Basic-angle variations: By design of the spacecraft, the angle between the two lines of sight is kept as constant as possible. However, it has always been known that inherent stability is not possible at micro-arcsec level and therefore a specific device, the Basic Angle Monitor (BAM), has been included in the payload. The BAM works very well and measures spin-synchronous variations, as anticipated. However, the 1-milli-arcsec amplitude of these variations is much larger than expected. Significant effort has been invested during commissioning to ensure that the basic-angle variation is correctly measured by the BAM. This has been confirmed and future calibration work will focus on achieving the highest possible accuracy for the basic-angle-variation measurements.
 
Contamination: A decontamination activity was included in the timeline and exercised immediately after launch. However, during commissioning, a transmission degradation caused by water freezing on cold optical parts has been observed. Three additional decontamination activities have shown that transmission can be recovered by temporarily heating the optical parts.

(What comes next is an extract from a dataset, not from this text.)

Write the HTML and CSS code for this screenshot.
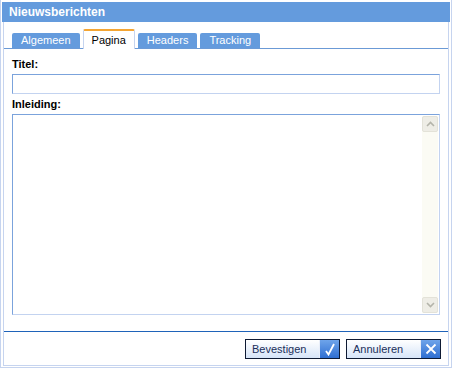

The rate of contamination seems to be decreasing with time. Nevertheless, at least one or two further decontamination operations will be required during the routine phase.
 
Micrometeoroids: The angular-momentum transfer from micrometeoroids was one of the mission elements taken into account in the design of Gaia. The commissioning data now show that the attitude control system on Gaia identifies and corrects any changes in the spin rate extremely well. Such attitude corrections had already been anticipated in the scientific software which will produce the Gaia catalogue. While the number of impact events in the 1-10 milli-arcsec/s spin-rate-change range is once a day, as expected, there seem to be two orders of magnitude more impacts in the 0.1-1 milli-arcsec/s range. These minute events can be detected as a result of the excellent performance of the attitude control system. However, before starting to correct micrometeoroid flux models, further work needs to be conducted to ensure that these small spin-rate changes are indeed caused by micrometeoroid hits.
 
Scientific performance estimates have been calculated on the basis of the commissioning data. During commissioning, tests have been conducted to explore Gaia's performance for the ~6000 brightest stars in the sky which were originally thought to be too bright for Gaia. The on-board detection parameters are now tuned in such a way that the bright limit for Gaia has been extended from 6 to 3 mag. The remaining ~230 stars in the sky brighter than this limit are actually also reachable by Gaia but this will require activating a special mode which has been tested successfully during commissioning and which will be used. For this mode, the on-ground processing or calibration software does not yet exist, but the end-of-mission astrometric precision for these very brightest stars is expected to be of the order of some tens of micro-arcsec.
 
The Gaia data-release scenario has been revised taking into account the new software development required to cope with the commissioning findings. The revised scenario anticipates the first intermediate catalogue in the summer of 2016. The work on the science-alerts pipelines is progressing nominally with the aim to have the first alerts released later this year.
 
Last week Friday, 25 July 2014, Gaia started its routine phase by scanning the sky for 28 days using the so-called ecliptic-poles scanning law. This is useful to bootstrap the basic calibrations of the data. After these 28 days, the nominal scanning law will be used to determine how Gaia is scanning the sky. Although the commissioning phase has ended, some activities remain to be completed. The root causes of the stray light and the basic-angle variations have not been found yet. A dedicated working group will hence address these topics during the remainder of 2014. Nonetheless, Gaia has started its 5-year journey today to produce a map of the Galaxy in three dimensions for one billion stars with unprecedented precision!